The History Channel launches a new scripted series. But don’t call it history. Drenched in science-fiction lore and featuring late 1940s period settings and costumes, it’s a little like “The X-Files” meets “L.A. Confidential,” except those were intelligent and this is not.
“Project Blue Book” (9 p.m., TV-14) follows investigations into UFOs conducted by the Air Force between 1952 to 1969. Aidan Gillen stars as professor Dr. J. Allen Hynek, recruited by brash pilot Capt. Michael Quinn (Michael Malarkey) to apply evidence-based studies to disprove the widespread, hysterical reports of flying saucers that proliferated in the years following the so-called Roswell crash of 1947.
But what’s the fun in that?
We soon learn that Hynek is being followed by shadowy figures and that Air Force officers (including Neal McDonough) are hiding Something Big.
“Blue Book” suffers from some obvious foreshadowing and clunky dialogue that often seems wildly out-of-sync with its mid-century setting.
Worse, it follows in a bad tradition of mingling actual history with comic-book nonsense. On the History Channel, no less.
Early on, we hear that President Truman himself is deeply invested in the Air Force’s UFO conspiracy. Having read a book or two, this made me want to vomit.

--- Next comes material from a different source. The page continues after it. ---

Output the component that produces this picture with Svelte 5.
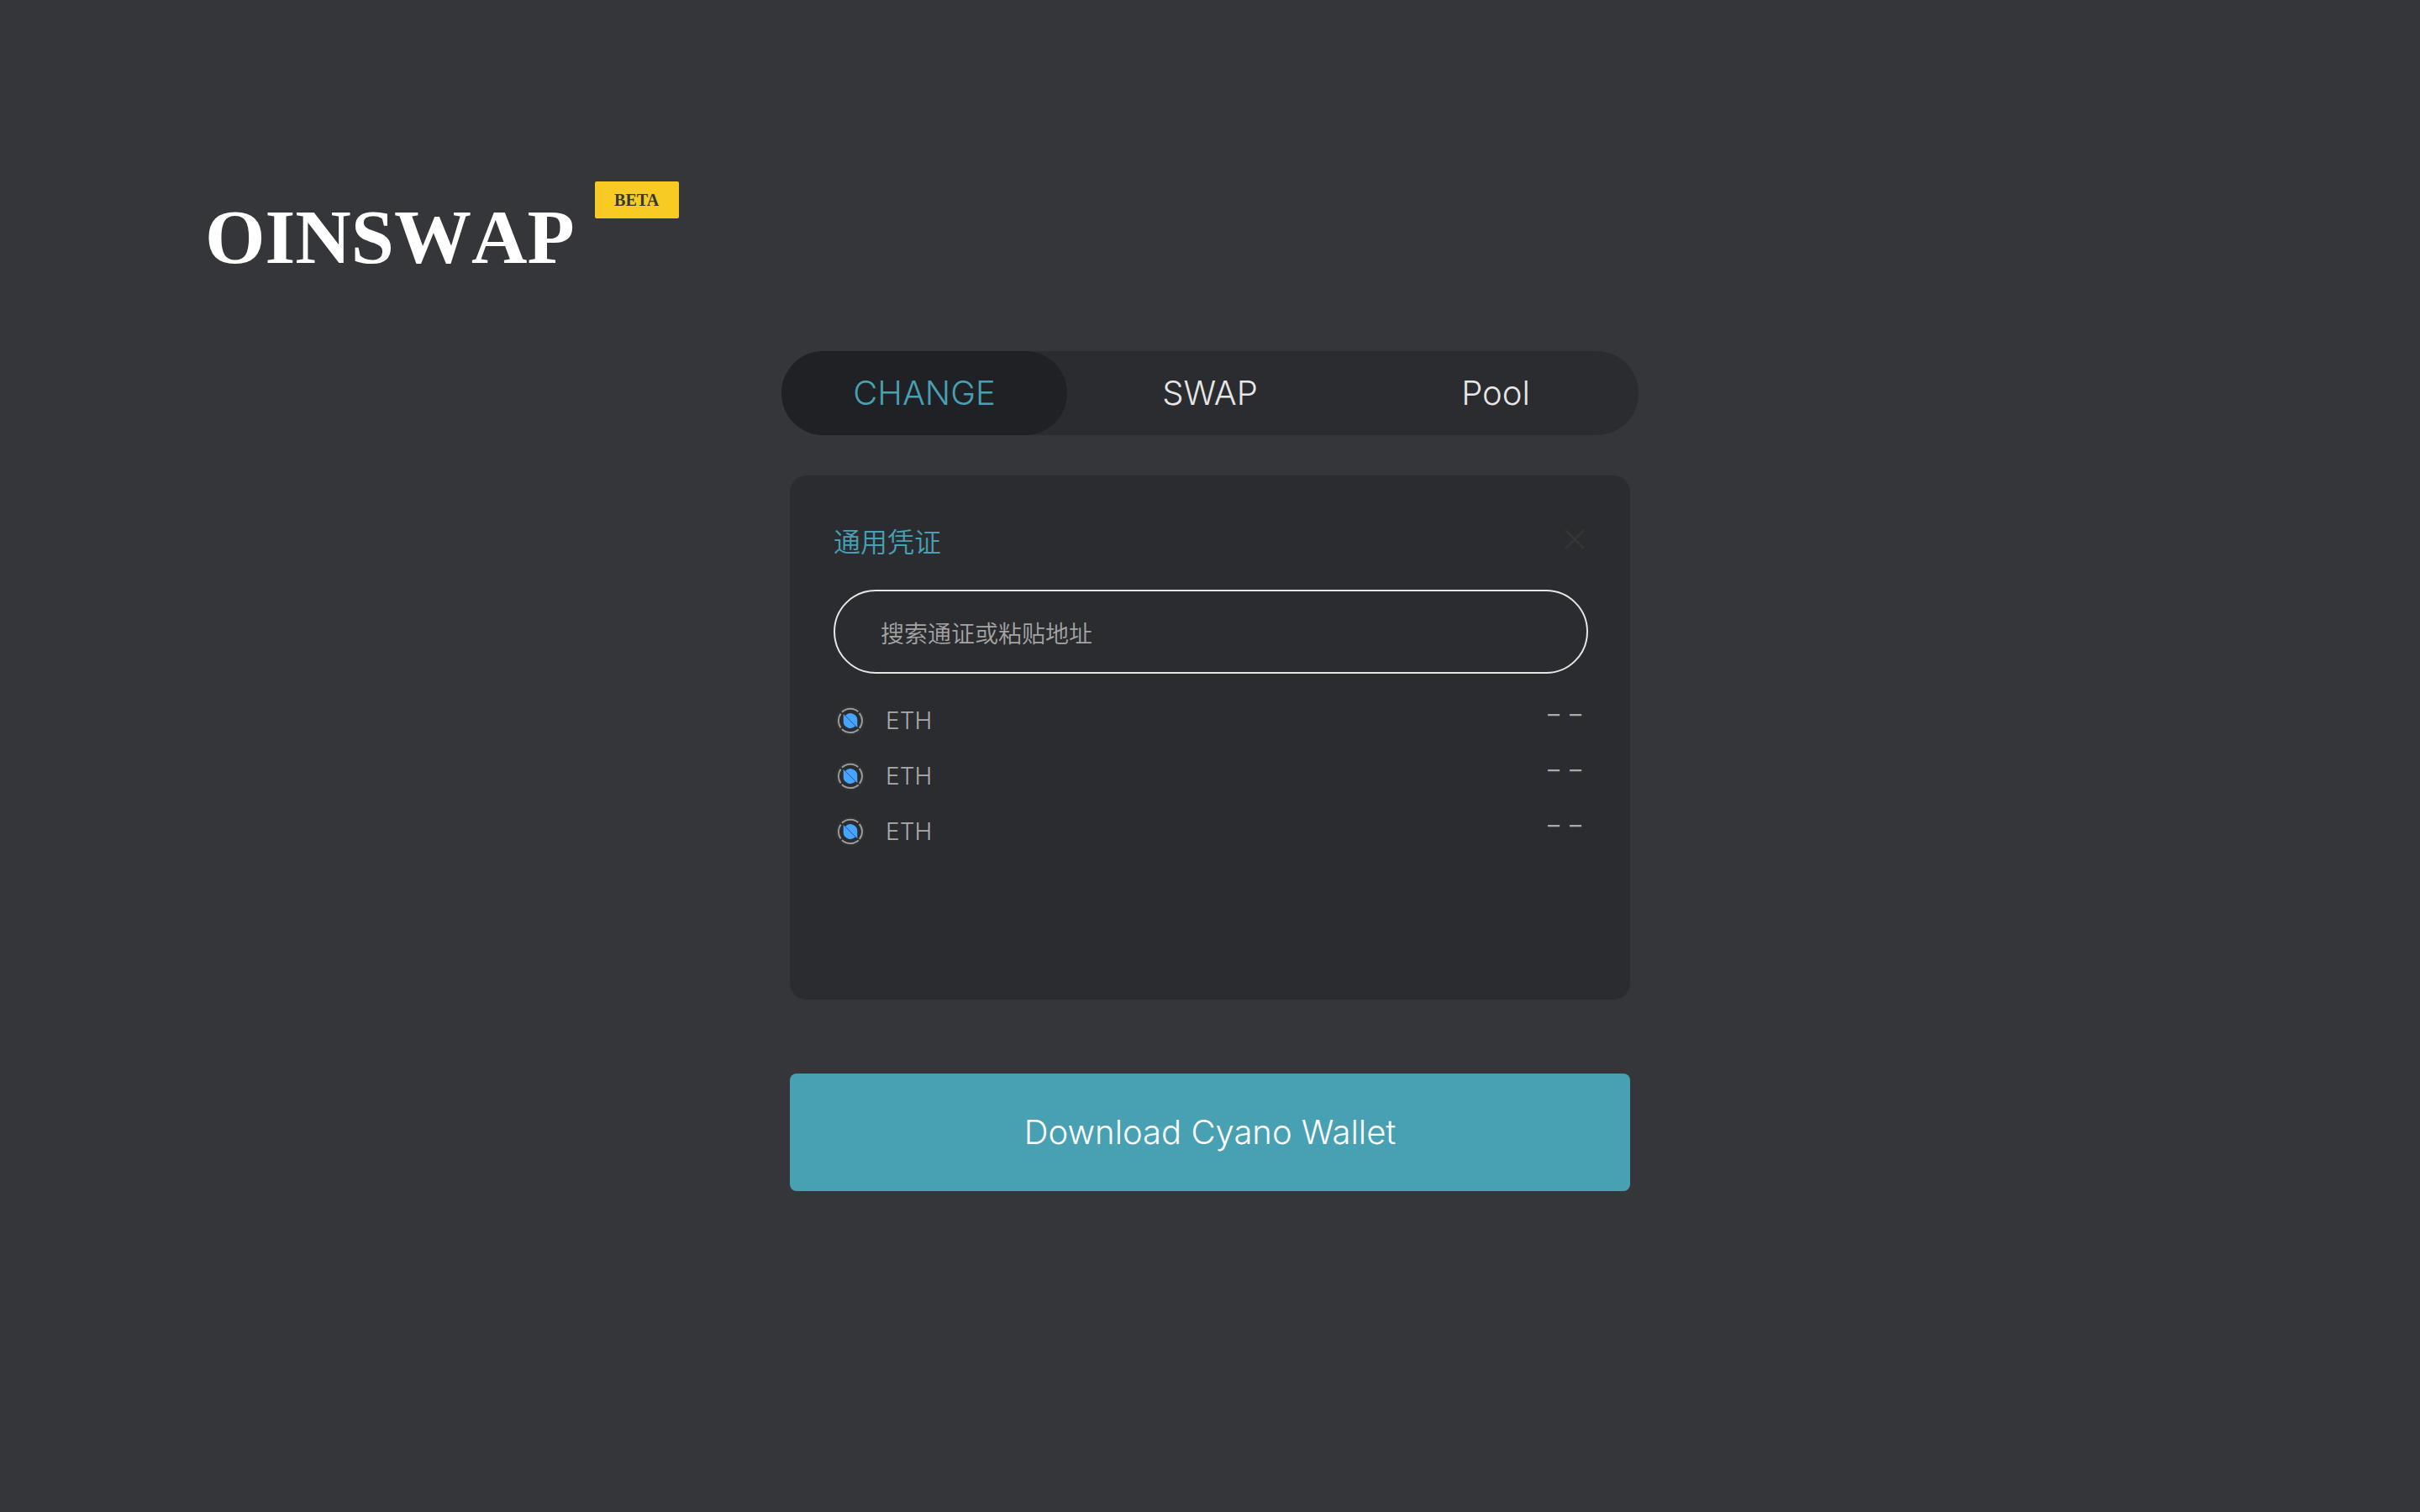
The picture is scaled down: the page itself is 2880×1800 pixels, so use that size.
<script>
  const tabs = ['CHANGE', 'SWAP', 'Pool'];
  const tokens = [
    { id: 1, name: 'ETH' },
    { id: 2, name: 'ETH' },
    { id: 3, name: 'ETH' }
  ];
  let active = $state('CHANGE');
  let query = $state('');
</script>

<div class="page">
  <header>
    <h1>OINSWAP</h1>
    <span class="badge">BETA</span>
  </header>

  <main>
    <nav>
      {#each tabs as tab}
        <button type="button" class="tab" class:active={tab === active} onclick={() => (active = tab)}>{tab}</button>
      {/each}
    </nav>

    <section class="card">
      <div class="heading">
        <h2><label for="token-search">通用凭证</label></h2>
        <button type="button" class="close" aria-label="Close">
          <svg viewBox="0 0 32 32" width="32" height="32" fill="none" stroke="#353535" stroke-width="3" stroke-linecap="round">
            <path d="M6 6 26 26M26 6 6 26" />
          </svg>
        </button>
      </div>
      <input id="token-search" type="text" placeholder="搜索通证或粘贴地址" bind:value={query} />
      <ul>
        {#each tokens as token (token.id)}
          <li>
            <svg viewBox="0 0 36 36" width="36" height="36" aria-hidden="true">
              <circle cx="18" cy="18" r="17.500" fill="#303132" />
              <circle cx="18" cy="18" r="15" fill="#2b2c30" />
              <g fill="none" stroke="#999" stroke-width="2">
                <path d="M8 7.800A14.200 14.200 0 0 1 27.300 7.200" />
                <path d="M28.600 8.800A14.200 14.200 0 0 1 28.800 27" />
                <path d="M27.800 28.200A14.200 14.200 0 0 1 8 28" />
                <path d="M6.600 26.400A14.200 14.200 0 0 1 6.600 9.600" />
              </g>
              <path fill="#48a3ff" d="M9.700 10V18A8.300 8.300 0 0 0 24 24.300z" />
              <path fill="#48a3ff" d="M12 11.800A8.300 8.300 0 0 1 26.300 18V26.300z" />
              <path stroke="#2c5a90" stroke-width="0.700" d="M12 12 25 25.200" />
            </svg>
            <span class="name">{token.name}</span>
            <span class="amount"><span>–</span><span>–</span></span>
          </li>
        {/each}
      </ul>
    </section>

    <button type="button" class="download">Download Cyano Wallet</button>
  </main>
</div>

<style>
  :global(body) {
    background: #35363a;
  }
  .page {
    box-sizing: border-box;
    min-height: 100vh;
    padding: 216px 244px 0;
    background: #35363a;
    font-family: Inter, 'Noto Sans CJK SC', sans-serif;
    font-weight: 300;
  }
  header {
    display: flex;
    align-items: flex-start;
    gap: 24px;
    height: 202px;
    font-family: 'Liberation Serif', serif;
  }
  h1 {
    margin: 14px 0 0;
    font-size: 92px;
    line-height: 104px;
    font-weight: 700;
    font-kerning: none;
    color: #fff;
  }
  .badge {
    width: 100px;
    border-radius: 2px;
    background: #f8cb24;
    color: #35363a;
    font-size: 20px;
    line-height: 44px;
    font-weight: 700;
    text-align: center;
  }
  main {
    max-width: 1020px;
    margin: 0 auto;
  }
  button,
  input {
    margin: 0;
    padding: 0;
    border: 0;
    background: none;
    font: inherit;
  }
  nav {
    display: grid;
    grid-template-columns: repeat(3, 1fr);
    border-radius: 50px;
    background: #2b2c30;
  }
  .tab {
    height: 100px;
    padding-bottom: 2px;
    border-radius: 50px;
    color: #e6e6e6;
    font-size: 40px;
  }
  .tab.active {
    background: #202124;
    color: #48a0b3;
  }
  .card {
    box-sizing: border-box;
    min-height: 624px;
    margin: 48px 10px 0;
    padding: 54px 50px 40px 52px;
    border-radius: 20px;
    background: #2b2c30;
  }
  .heading {
    display: flex;
    justify-content: space-between;
    height: 82px;
  }
  h2 {
    margin: 0;
    color: #48a0b3;
    font-family: 'Noto Sans CJK SC', sans-serif;
    font-size: 32px;
    line-height: 46px;
    font-weight: 350;
  }
  .close {
    width: 32px;
    height: 32px;
    margin-top: 6px;
  }
  .close svg {
    display: block;
  }
  input {
    box-sizing: border-box;
    width: 100%;
    height: 100px;
    padding: 2px 54px 0;
    border: 2px solid #e6e6e6;
    border-radius: 50px;
    color: #e6e6e6;
    font-family: 'Noto Sans CJK SC', sans-serif;
    font-size: 28px;
    font-weight: 350;
  }
  input::placeholder {
    color: #a4a4a4;
    opacity: 1;
  }
  ul {
    margin: 23px 0 0;
    padding: 0 8px 0 2px;
    list-style: none;
  }
  li {
    display: flex;
    align-items: center;
    height: 66px;
    color: #aaa;
    font-size: 28px;
  }
  .name {
    margin-left: 24px;
  }
  .amount {
    display: flex;
    gap: 12px;
    margin: 0 0 16px auto;
    font-weight: 400;
  }
  .download {
    display: block;
    width: calc(100% - 20px);
    height: 140px;
    margin: 88px 10px 0;
    padding-bottom: 2px;
    border-radius: 8px;
    background: #48a0b3;
    color: #fff;
    font-size: 40px;
  }
</style>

I was immediately struck by the show’s resemblance to “Taken,” a Steven Spielberg-produced miniseries from 2002, featuring a young Dakota Fanning. In that story, it’s President Eisenhower who is said to be monitoring work integrating alien technology with military hardware.
At the time, I wrote that it was a little disturbing for a director like Spielberg, closely associated with Holocaust remembrance, to take such a cavalier attitude toward the blending of history and fantasy, something practiced by neo-Nazis, Holocaust deniers and other deplorables.
That was a long time ago. Using real history as a jumping-off point for mere fantasy has serious ramifications. I believe the folks who run the History Channel know that. They just don’t care.